=== Record list ===

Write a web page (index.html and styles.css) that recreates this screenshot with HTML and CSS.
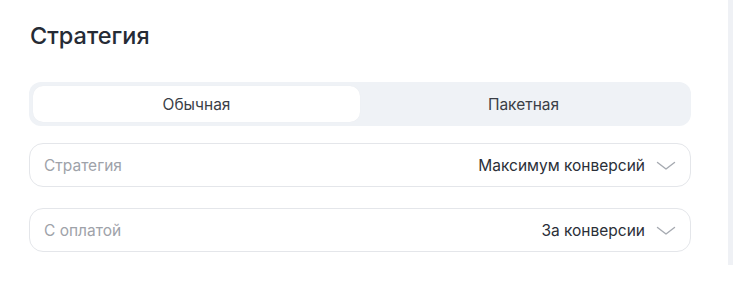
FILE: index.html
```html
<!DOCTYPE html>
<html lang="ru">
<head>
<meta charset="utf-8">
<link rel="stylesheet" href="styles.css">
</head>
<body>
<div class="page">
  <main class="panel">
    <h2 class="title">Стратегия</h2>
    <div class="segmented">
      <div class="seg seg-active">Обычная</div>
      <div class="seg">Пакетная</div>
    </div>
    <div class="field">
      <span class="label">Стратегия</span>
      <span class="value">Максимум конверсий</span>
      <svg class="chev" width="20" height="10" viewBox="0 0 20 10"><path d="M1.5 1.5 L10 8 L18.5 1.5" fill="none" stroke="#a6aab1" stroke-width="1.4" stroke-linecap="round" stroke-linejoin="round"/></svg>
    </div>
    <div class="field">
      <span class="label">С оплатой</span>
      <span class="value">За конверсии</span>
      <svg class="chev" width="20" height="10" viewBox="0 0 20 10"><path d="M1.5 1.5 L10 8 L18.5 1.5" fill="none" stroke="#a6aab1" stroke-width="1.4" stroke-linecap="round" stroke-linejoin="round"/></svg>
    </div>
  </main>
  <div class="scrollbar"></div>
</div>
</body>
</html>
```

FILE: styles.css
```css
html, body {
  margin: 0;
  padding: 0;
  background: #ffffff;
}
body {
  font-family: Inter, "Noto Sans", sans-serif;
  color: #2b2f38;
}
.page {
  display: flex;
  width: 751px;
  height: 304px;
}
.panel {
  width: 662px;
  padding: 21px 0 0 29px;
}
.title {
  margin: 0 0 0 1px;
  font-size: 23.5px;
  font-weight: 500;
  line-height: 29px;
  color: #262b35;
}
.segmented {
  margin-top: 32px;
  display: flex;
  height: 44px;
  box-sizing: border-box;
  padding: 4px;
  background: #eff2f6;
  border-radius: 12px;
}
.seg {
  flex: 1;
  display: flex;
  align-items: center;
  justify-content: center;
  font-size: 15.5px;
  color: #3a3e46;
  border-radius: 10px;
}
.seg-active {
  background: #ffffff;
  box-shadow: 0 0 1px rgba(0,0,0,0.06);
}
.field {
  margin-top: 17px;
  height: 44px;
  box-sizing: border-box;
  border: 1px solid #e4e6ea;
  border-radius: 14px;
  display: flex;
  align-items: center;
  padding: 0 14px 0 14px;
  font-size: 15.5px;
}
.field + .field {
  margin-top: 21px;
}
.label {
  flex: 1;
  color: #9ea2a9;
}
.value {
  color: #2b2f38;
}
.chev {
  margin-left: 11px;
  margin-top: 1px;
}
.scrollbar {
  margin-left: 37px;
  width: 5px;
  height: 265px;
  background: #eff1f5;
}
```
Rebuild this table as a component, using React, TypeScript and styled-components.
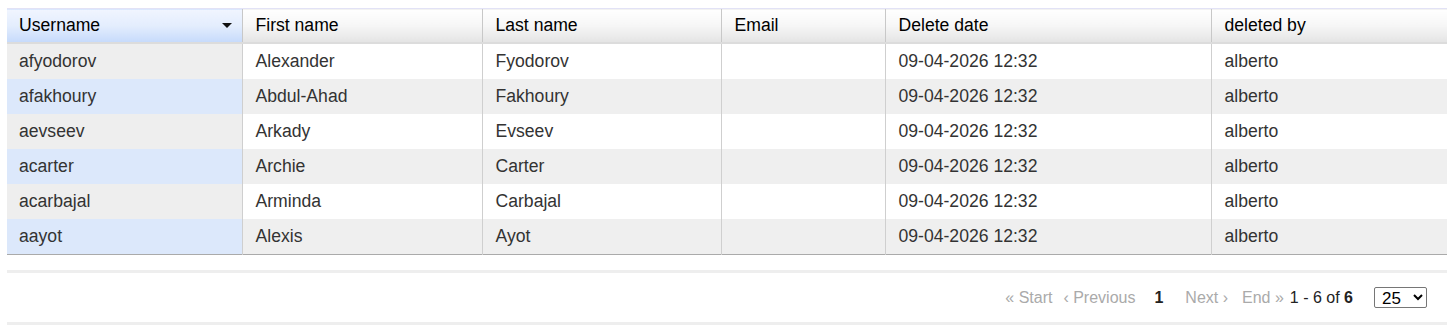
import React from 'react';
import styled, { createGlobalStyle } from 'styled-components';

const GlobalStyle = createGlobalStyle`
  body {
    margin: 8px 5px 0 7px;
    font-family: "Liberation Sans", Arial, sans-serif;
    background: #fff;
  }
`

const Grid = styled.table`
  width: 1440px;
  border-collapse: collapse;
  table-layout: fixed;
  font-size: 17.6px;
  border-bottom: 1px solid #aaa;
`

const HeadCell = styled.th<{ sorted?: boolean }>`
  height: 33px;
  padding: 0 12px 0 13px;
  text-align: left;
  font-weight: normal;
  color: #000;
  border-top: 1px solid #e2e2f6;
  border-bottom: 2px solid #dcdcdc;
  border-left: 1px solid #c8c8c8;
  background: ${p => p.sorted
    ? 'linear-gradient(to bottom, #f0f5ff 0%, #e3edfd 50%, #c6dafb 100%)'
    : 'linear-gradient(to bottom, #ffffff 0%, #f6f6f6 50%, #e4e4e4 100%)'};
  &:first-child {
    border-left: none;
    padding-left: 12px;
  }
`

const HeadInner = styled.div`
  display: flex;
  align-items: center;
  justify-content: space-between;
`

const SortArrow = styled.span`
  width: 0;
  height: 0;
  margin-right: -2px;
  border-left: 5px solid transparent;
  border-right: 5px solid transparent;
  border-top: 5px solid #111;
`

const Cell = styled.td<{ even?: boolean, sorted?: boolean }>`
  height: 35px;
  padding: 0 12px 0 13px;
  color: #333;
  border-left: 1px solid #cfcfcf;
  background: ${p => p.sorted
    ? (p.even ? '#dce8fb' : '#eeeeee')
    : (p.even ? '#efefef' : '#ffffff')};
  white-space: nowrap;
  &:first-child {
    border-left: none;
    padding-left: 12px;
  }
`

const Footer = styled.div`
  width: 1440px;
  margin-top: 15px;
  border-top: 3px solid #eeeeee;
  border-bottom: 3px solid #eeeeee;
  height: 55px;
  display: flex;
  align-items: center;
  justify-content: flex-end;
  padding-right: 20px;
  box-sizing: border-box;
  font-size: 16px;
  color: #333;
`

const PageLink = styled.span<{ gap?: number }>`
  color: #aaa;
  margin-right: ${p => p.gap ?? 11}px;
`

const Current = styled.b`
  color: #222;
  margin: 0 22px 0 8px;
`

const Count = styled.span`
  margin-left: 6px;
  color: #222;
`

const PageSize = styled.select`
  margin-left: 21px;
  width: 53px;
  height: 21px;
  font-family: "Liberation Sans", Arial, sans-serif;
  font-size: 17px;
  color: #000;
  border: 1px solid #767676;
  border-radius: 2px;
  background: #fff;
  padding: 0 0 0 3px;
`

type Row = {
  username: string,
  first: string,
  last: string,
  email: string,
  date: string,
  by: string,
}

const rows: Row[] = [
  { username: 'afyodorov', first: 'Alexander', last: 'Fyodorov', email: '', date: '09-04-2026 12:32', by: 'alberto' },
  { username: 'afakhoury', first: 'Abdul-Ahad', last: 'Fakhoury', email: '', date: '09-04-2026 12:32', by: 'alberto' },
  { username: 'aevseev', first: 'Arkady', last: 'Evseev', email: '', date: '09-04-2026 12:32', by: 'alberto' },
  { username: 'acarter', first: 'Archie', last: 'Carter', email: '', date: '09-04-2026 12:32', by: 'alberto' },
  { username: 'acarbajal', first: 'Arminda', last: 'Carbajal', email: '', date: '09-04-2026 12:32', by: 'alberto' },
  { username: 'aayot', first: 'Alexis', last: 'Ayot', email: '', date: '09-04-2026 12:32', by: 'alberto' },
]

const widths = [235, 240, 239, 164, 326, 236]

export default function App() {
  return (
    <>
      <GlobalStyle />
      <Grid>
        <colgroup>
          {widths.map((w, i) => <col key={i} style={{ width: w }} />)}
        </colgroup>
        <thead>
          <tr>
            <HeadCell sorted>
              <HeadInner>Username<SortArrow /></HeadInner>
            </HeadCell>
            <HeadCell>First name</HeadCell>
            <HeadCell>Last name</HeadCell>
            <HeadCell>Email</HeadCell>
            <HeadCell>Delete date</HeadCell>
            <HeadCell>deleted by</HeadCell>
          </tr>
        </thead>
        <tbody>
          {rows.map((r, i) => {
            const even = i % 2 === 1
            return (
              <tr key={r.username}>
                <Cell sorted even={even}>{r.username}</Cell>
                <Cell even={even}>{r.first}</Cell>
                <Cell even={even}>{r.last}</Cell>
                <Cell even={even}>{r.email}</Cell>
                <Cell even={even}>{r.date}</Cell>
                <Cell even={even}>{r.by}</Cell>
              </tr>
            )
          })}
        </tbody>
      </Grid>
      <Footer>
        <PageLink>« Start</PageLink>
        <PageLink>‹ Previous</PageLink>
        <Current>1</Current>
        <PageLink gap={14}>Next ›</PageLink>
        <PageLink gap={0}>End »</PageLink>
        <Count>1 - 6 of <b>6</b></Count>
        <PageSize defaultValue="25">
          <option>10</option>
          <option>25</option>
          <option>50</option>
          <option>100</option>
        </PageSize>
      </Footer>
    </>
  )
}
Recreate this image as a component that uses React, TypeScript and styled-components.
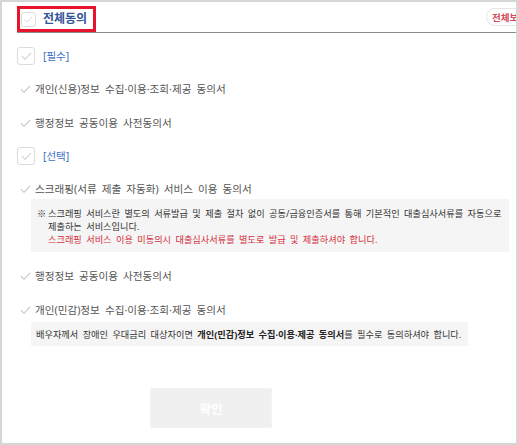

===

List all lines above in which the string "components" appears.

Rebuild this table as a component, using React, TypeScript and styled-components.
import styled, { createGlobalStyle } from 'styled-components';
Recreate this image as a component that uses React, TypeScript and styled-components.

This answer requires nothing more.